Set problem: Check every line below for the word "this" and copy each one that has it.

Exercise materials:
•••••

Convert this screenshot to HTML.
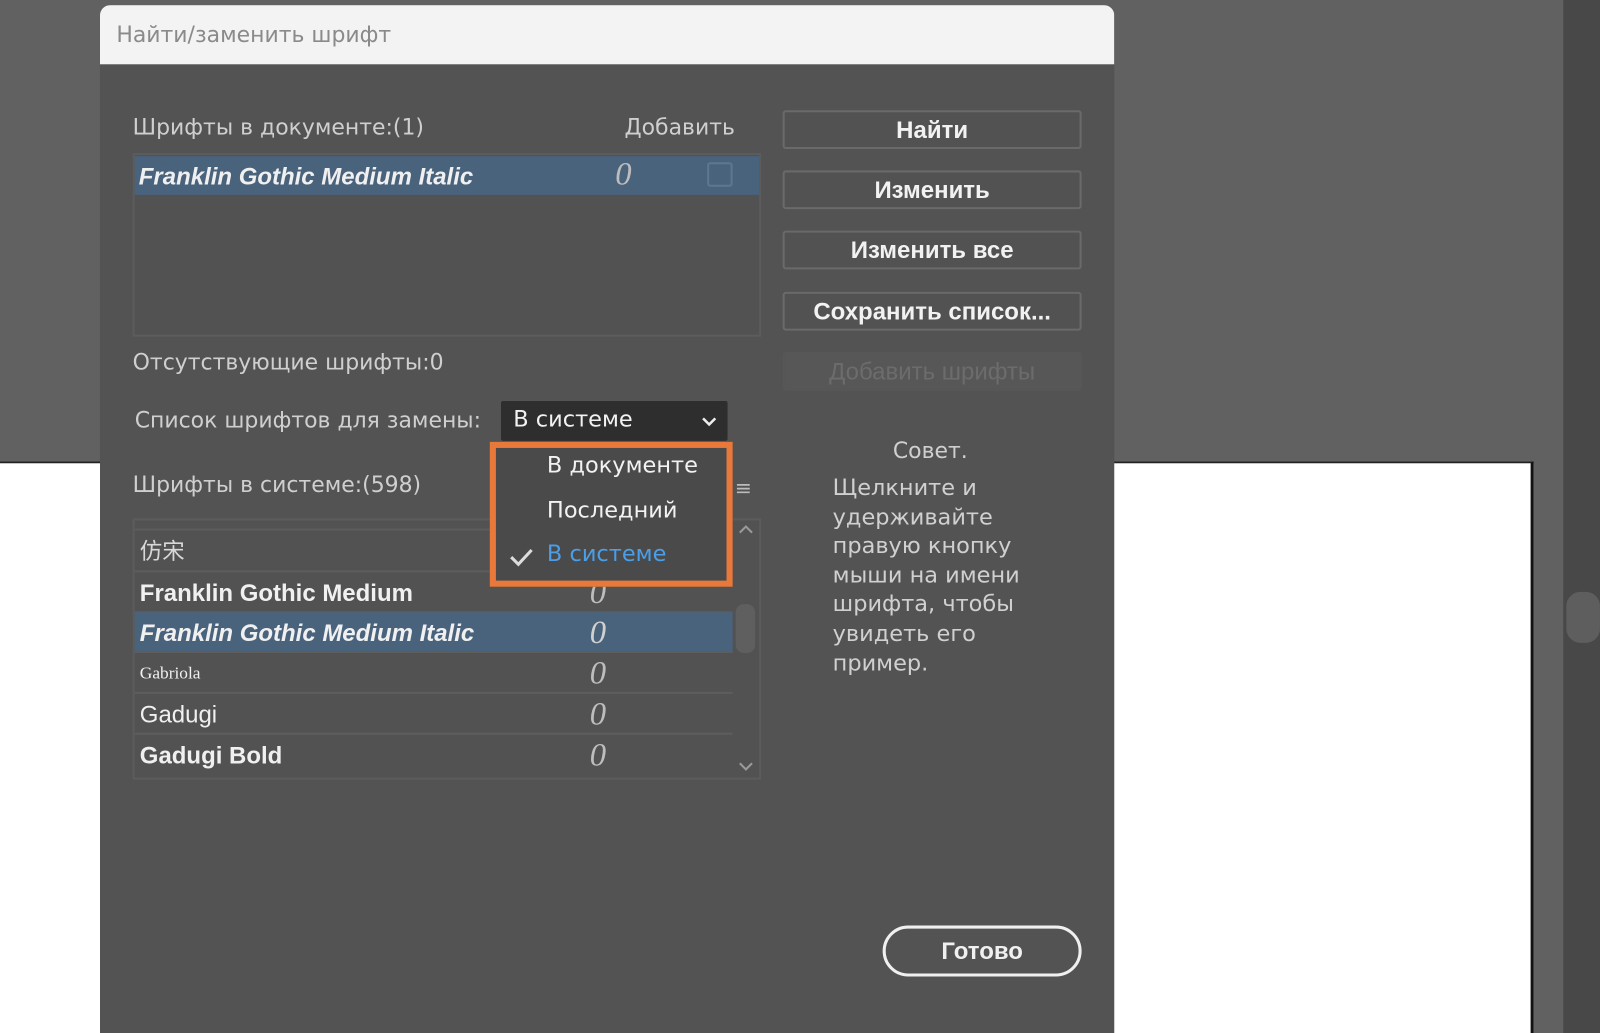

•••••

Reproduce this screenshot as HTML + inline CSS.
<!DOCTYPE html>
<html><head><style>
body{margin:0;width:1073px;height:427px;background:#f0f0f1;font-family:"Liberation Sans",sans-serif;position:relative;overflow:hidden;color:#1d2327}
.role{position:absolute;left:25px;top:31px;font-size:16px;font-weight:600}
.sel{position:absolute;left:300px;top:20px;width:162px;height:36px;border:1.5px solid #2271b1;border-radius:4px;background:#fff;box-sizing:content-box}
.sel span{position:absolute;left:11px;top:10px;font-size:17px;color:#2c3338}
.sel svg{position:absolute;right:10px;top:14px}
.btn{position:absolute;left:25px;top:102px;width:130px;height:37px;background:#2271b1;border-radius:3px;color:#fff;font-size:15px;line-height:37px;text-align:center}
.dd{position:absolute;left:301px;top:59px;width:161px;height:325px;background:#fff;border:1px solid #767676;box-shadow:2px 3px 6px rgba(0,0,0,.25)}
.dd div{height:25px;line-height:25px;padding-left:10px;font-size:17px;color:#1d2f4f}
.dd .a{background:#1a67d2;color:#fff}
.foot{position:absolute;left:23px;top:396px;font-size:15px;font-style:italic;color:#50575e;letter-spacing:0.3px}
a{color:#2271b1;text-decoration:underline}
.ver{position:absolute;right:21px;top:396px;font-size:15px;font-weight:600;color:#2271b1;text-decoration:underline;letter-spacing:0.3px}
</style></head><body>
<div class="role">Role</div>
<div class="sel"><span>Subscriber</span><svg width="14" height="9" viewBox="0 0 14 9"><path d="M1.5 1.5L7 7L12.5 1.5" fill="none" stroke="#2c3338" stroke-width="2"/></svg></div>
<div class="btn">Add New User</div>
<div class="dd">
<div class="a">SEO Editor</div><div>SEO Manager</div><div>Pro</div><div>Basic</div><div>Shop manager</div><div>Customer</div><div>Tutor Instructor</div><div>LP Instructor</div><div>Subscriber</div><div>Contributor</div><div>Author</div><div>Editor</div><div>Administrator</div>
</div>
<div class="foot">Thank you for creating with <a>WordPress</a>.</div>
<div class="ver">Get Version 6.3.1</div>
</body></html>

•••••

Exercise output:
Convert this screenshot to HTML.
Reproduce this screenshot as HTML + inline CSS.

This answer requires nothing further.